**GIVEN DATA**
* * * * *
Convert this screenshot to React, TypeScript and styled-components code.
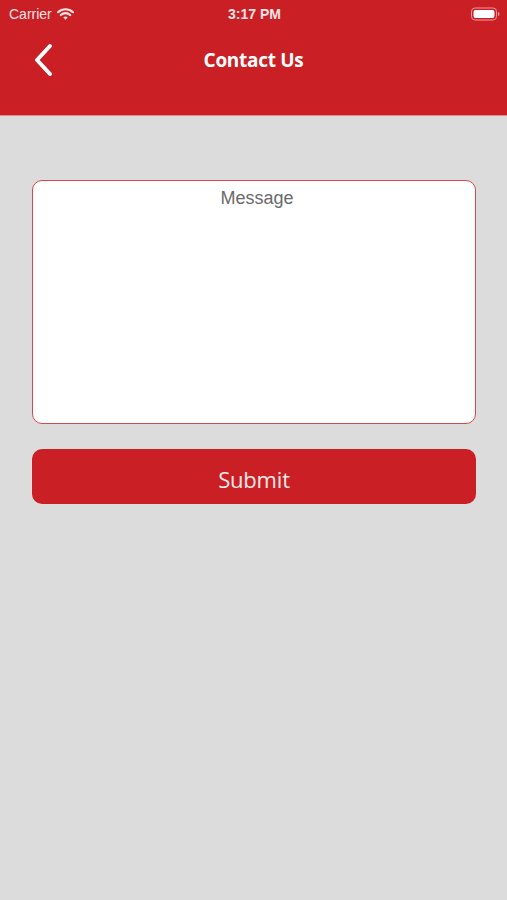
import React from "react";
import styled, { createGlobalStyle } from "styled-components";

const Global = createGlobalStyle`
  html, body { margin: 0; padding: 0; }
  body { background: #dcdcdc; font-family: "Open Sans", "Liberation Sans", sans-serif; }
  * { box-sizing: border-box; }
`;

const Page = styled.div`
  width: 507px;
  min-height: 900px;
  background: #dcdcdc;
  display: flex;
  flex-direction: column;
`;

const Header = styled.header`
  background: #c91f25;
  height: 116px;
  display: flex;
  flex-direction: column;
  border-bottom: 1px solid #e58a8c;
`;

const StatusBar = styled.div`
  height: 28px;
  display: grid;
  grid-template-columns: 1fr auto 1fr;
  align-items: center;
  padding: 0 7px 0 9px;
  color: #fbe3e3;
  font-family: "Liberation Sans", Arial, sans-serif;
  font-size: 14px;
`;

const Carrier = styled.div`
  display: flex;
  align-items: center;
  gap: 5px;
`;

const Time = styled.div`
  font-weight: 600;
  font-size: 14px;
`;

const BatteryWrap = styled.div`
  justify-self: end;
  display: flex;
  align-items: center;
`;

const NavBar = styled.div`
  height: 64px;
  display: grid;
  grid-template-columns: 60px 1fr 60px;
  align-items: center;
`;

const Back = styled.button`
  background: none;
  border: 0;
  padding: 0 0 0 33px;
  display: flex;
  align-items: center;
  cursor: pointer;
`;

const Title = styled.h1`
  margin: 0;
  text-align: center;
  color: #fff;
  font-family: "Open Sans", sans-serif;
  font-weight: 700;
  font-size: 19px;
  letter-spacing: -0.3px;
  padding-bottom: 1px;
`;

const Content = styled.main`
  padding: 64px 31px 0 32px;
  display: flex;
  flex-direction: column;
  gap: 25px;
`;

const MessageBox = styled.textarea`
  height: 244px;
  width: 100%;
  border: 1px solid #d9464b;
  border-radius: 10px;
  background: #fff;
  resize: none;
  padding: 7px 7px 7px 13px;
  text-align: center;
  font-family: "Liberation Sans", Arial, sans-serif;
  font-size: 18px;
  color: #333;
  outline: none;
  &::placeholder { color: #6b6b6b; }
`;

const SubmitButton = styled.button`
  height: 55px;
  width: 100%;
  border: 0;
  border-radius: 10px;
  background: #c91f25;
  color: #fbe9e9;
  font-family: "Open Sans", sans-serif;
  font-size: 22px;
  font-weight: 400;
  letter-spacing: -0.2px;
  padding: 4px 0 0;
  cursor: pointer;
`;

export default function App() {
  return (
    <Page>
      <Global />
      <Header>
        <StatusBar>
          <Carrier>
            Carrier
            <svg width="17" height="12" viewBox="0 0 17 12">
              <path d="M1 4.2 A11 11 0 0 1 16 4.2" stroke="#fbe3e3" strokeWidth="2.2" fill="none" strokeLinecap="round" />
              <path d="M3.8 7 A7 7 0 0 1 13.2 7" stroke="#fbe3e3" strokeWidth="2.2" fill="none" strokeLinecap="round" />
              <path d="M6.3 9.6 L8.5 11.8 L10.7 9.6 A3.2 3.2 0 0 0 6.3 9.6 Z" fill="#fbe3e3" />
            </svg>
          </Carrier>
          <Time>3:17 PM</Time>
          <BatteryWrap>
            <svg width="29" height="14" viewBox="0 0 29 14">
              <rect x="0.5" y="1" width="25" height="12" rx="3.5" fill="none" stroke="#ef9a9c" strokeWidth="1" />
              <rect x="2.5" y="3" width="21" height="8" rx="2" fill="#fff" />
              <path d="M27 5 a1.5 2 0 0 1 0 4 z" fill="#ef9a9c" />
            </svg>
          </BatteryWrap>
        </StatusBar>
        <NavBar>
          <Back aria-label="Back">
            <svg width="22" height="34" viewBox="0 0 22 34">
              <path d="M17 3 L4 17 L17 31" stroke="#fff" strokeWidth="4" fill="none" strokeLinecap="round" strokeLinejoin="round" />
            </svg>
          </Back>
          <Title>Contact Us</Title>
          <div />
        </NavBar>
      </Header>
      <Content>
        <MessageBox placeholder="Message" />
        <SubmitButton>Submit</SubmitButton>
      </Content>
    </Page>
  );
}
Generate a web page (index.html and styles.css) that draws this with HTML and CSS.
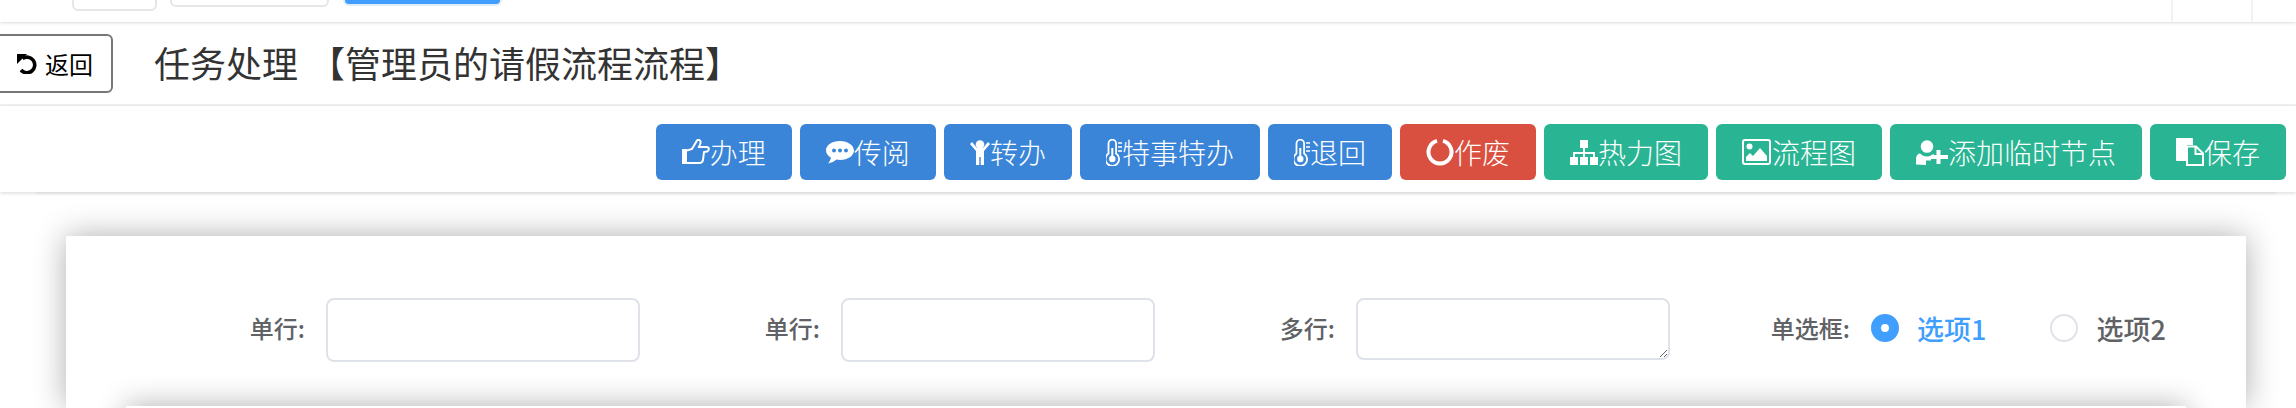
* * * * *
Repeat the material above in full and exactly, omitting the pictures.

**RESULT FOR THIS EXERCISE**
Convert this screenshot to React, TypeScript and styled-components code.
import React from "react";
import styled, { createGlobalStyle } from "styled-components";

const Global = createGlobalStyle`
  html, body { margin: 0; padding: 0; }
  body { background: #dcdcdc; font-family: "Open Sans", "Liberation Sans", sans-serif; }
  * { box-sizing: border-box; }
`;

const Page = styled.div`
  width: 507px;
  min-height: 900px;
  background: #dcdcdc;
  display: flex;
  flex-direction: column;
`;

const Header = styled.header`
  background: #c91f25;
  height: 116px;
  display: flex;
  flex-direction: column;
  border-bottom: 1px solid #e58a8c;
`;

const StatusBar = styled.div`
  height: 28px;
  display: grid;
  grid-template-columns: 1fr auto 1fr;
  align-items: center;
  padding: 0 7px 0 9px;
  color: #fbe3e3;
  font-family: "Liberation Sans", Arial, sans-serif;
  font-size: 14px;
`;

const Carrier = styled.div`
  display: flex;
  align-items: center;
  gap: 5px;
`;

const Time = styled.div`
  font-weight: 600;
  font-size: 14px;
`;

const BatteryWrap = styled.div`
  justify-self: end;
  display: flex;
  align-items: center;
`;

const NavBar = styled.div`
  height: 64px;
  display: grid;
  grid-template-columns: 60px 1fr 60px;
  align-items: center;
`;

const Back = styled.button`
  background: none;
  border: 0;
  padding: 0 0 0 33px;
  display: flex;
  align-items: center;
  cursor: pointer;
`;

const Title = styled.h1`
  margin: 0;
  text-align: center;
  color: #fff;
  font-family: "Open Sans", sans-serif;
  font-weight: 700;
  font-size: 19px;
  letter-spacing: -0.3px;
  padding-bottom: 1px;
`;

const Content = styled.main`
  padding: 64px 31px 0 32px;
  display: flex;
  flex-direction: column;
  gap: 25px;
`;

const MessageBox = styled.textarea`
  height: 244px;
  width: 100%;
  border: 1px solid #d9464b;
  border-radius: 10px;
  background: #fff;
  resize: none;
  padding: 7px 7px 7px 13px;
  text-align: center;
  font-family: "Liberation Sans", Arial, sans-serif;
  font-size: 18px;
  color: #333;
  outline: none;
  &::placeholder { color: #6b6b6b; }
`;

const SubmitButton = styled.button`
  height: 55px;
  width: 100%;
  border: 0;
  border-radius: 10px;
  background: #c91f25;
  color: #fbe9e9;
  font-family: "Open Sans", sans-serif;
  font-size: 22px;
  font-weight: 400;
  letter-spacing: -0.2px;
  padding: 4px 0 0;
  cursor: pointer;
`;

export default function App() {
  return (
    <Page>
      <Global />
      <Header>
        <StatusBar>
          <Carrier>
            Carrier
            <svg width="17" height="12" viewBox="0 0 17 12">
              <path d="M1 4.2 A11 11 0 0 1 16 4.2" stroke="#fbe3e3" strokeWidth="2.2" fill="none" strokeLinecap="round" />
              <path d="M3.8 7 A7 7 0 0 1 13.2 7" stroke="#fbe3e3" strokeWidth="2.2" fill="none" strokeLinecap="round" />
              <path d="M6.3 9.6 L8.5 11.8 L10.7 9.6 A3.2 3.2 0 0 0 6.3 9.6 Z" fill="#fbe3e3" />
            </svg>
          </Carrier>
          <Time>3:17 PM</Time>
          <BatteryWrap>
            <svg width="29" height="14" viewBox="0 0 29 14">
              <rect x="0.5" y="1" width="25" height="12" rx="3.5" fill="none" stroke="#ef9a9c" strokeWidth="1" />
              <rect x="2.5" y="3" width="21" height="8" rx="2" fill="#fff" />
              <path d="M27 5 a1.5 2 0 0 1 0 4 z" fill="#ef9a9c" />
            </svg>
          </BatteryWrap>
        </StatusBar>
        <NavBar>
          <Back aria-label="Back">
            <svg width="22" height="34" viewBox="0 0 22 34">
              <path d="M17 3 L4 17 L17 31" stroke="#fff" strokeWidth="4" fill="none" strokeLinecap="round" strokeLinejoin="round" />
            </svg>
          </Back>
          <Title>Contact Us</Title>
          <div />
        </NavBar>
      </Header>
      <Content>
        <MessageBox placeholder="Message" />
        <SubmitButton>Submit</SubmitButton>
      </Content>
    </Page>
  );
}
Generate a web page (index.html and styles.css) that draws this with HTML and CSS.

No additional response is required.